I don't know what effect does it really have? So please explain it to me in detail

 

[Samy_A]

I don't know what effect does it really have? So please explain it to me in detail

Let's start with the RHS: $\displaystyle \ [\lim_{x \rightarrow 1} (2\sin(x-1)/(x-1))]$.
As you stated, $\displaystyle \lim_{x \rightarrow 1} (2\sin(x-1)/(x-1))=2$, so that $\displaystyle \ [\lim_{x \rightarrow 1} (2\sin(x-1)/(x-1))]=[2]=2$.

For the LHS, $\displaystyle \lim_{x \rightarrow 1} [2\sin(x-1)/(x-1)]$, you can't simply reverse the order of operations, swapping the limit with the []. That only works for continuous functions.

[] is not continuous at x=1. If that is not clear to you, try to prove this first.

To evaluate $\displaystyle \lim_{x \rightarrow 1} [2\sin(x-1)/(x-1)]$, you first have to evaluate $[2\sin(x-1)/(x-1)]$ for x close to 1, but not equal to 1. Try it, and see what you get.

 

[Ujjwal28]

I have no idea what you're telling me

 

[Samy_A]

I have no idea what you're telling me

That was quick.

Anyway, then we are back at post #7. Why did you think that the limit should be 2? Give your detailled reasoning, then someone will hopefully be able to help you find the error(s).
Because, as @SammyS wrote, the correct limit is 1.

 

[Ujjwal28]

Someone please explain it to me

 

[SammyS]

Someone please explain it to me

Under what conditions is $\ \lim_{x\to a} f(g(x)) = f(\lim_{x\to a} g(x)) \ ?$

 

[Ujjwal28]

I'm unaware about it please tell me

 

[SammyS]

Under what conditions is $\ \lim_{x\to a} f(g(x)) = f(\lim_{x\to a} g(x)) \ ?$

I'm unaware about it please tell me

It's dangerous to use a theorem without paying attention to the conditions under which the theorem is valid.

We can get back to that later. You might continue to ponder that.

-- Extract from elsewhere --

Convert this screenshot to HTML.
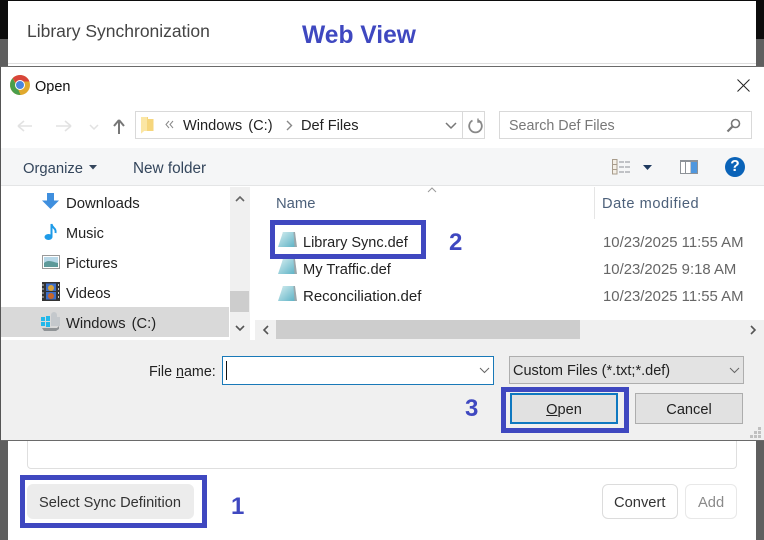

As an alternate way to understand this:
Graph the function $\displaystyle \ \left[ \frac{\sin(x-1)}{x-1} \right ] \ .$

 

[Mark44]

It's dangerous to use a theorem without paying attention to the conditions under which the theorem is valid.

We can get back to that later. You might continue to ponder that.

As an alternate way to understand this:
Graph the function $\displaystyle \ \left[ \frac{\sin(x-1)}{x-1} \right ] \ .$

Just to be clear, the function in question is $\lfloor \frac{\sin(x-1)}{x-1}\rfloor$, the greatest integer function -- the largest integer less than or equal to $\frac{\sin(x - 1)}{x - 1}$

The LaTeX for this is ##\lfloor $\dots$ \rfloor##

 

[SammyS]

Just to be clear, the function in question is $\lfloor \frac{\sin(x-1)}{x-1}\rfloor$, the greatest integer function -- the largest integer less than or equal to $\frac{\sin(x - 1)}{x - 1}$

The LaTeX for this is ##\lfloor $\dots$ \rfloor##

Right. Since OP was using [ ] , I continued using that.

With the standard floor symbols: $\displaystyle \ \left\lfloor \frac{\sin(x-1)}{x-1} \right\rfloor \$

 

[Ray Vickson]

How did you get to that? Could you please explain?

Although the function $f(h) = \sin(h)/h$ has a limit of 1 as $h \to 0$ (where $h = x-1$), the question is: how does $f(h)$ behave for $h \neq 0$ but near 0? Is it a little bit bigger than 1? Is it a little bit smaller than 1? You cannot answer these questions just from the limit alone; you need a bit more information.

If $f(h) < 1$ for small $|h| \neq 0$ then $1 < 2 f(h) < 2$ for small, nonzero values of $h$, and that will mean that $\lfloor 2f(h) \rfloor = 1$ for small nonzero values of $h$.

 

[ehild]

I don't know what effect does it really have? So please explain it to me in detail

Evaluate $\lfloor 2 \frac {\sin(x-1)}{x-1}\rfloor$ for x=0.9, 0.99, 0.999, and x= 1.1, 1.01, and 1.001. What do you get? So what is the limit if x-->1?
(Set your calculator to SCi digit 9)

 

[Ujjwal28]

I don't know how to procede

 

[Ray Vickson]

I don't know how to procede

What is stopping you from taking the advice offered in post #19?

 

[ehild]

I don't know how to procede

What is the greatest integer of 1.999999?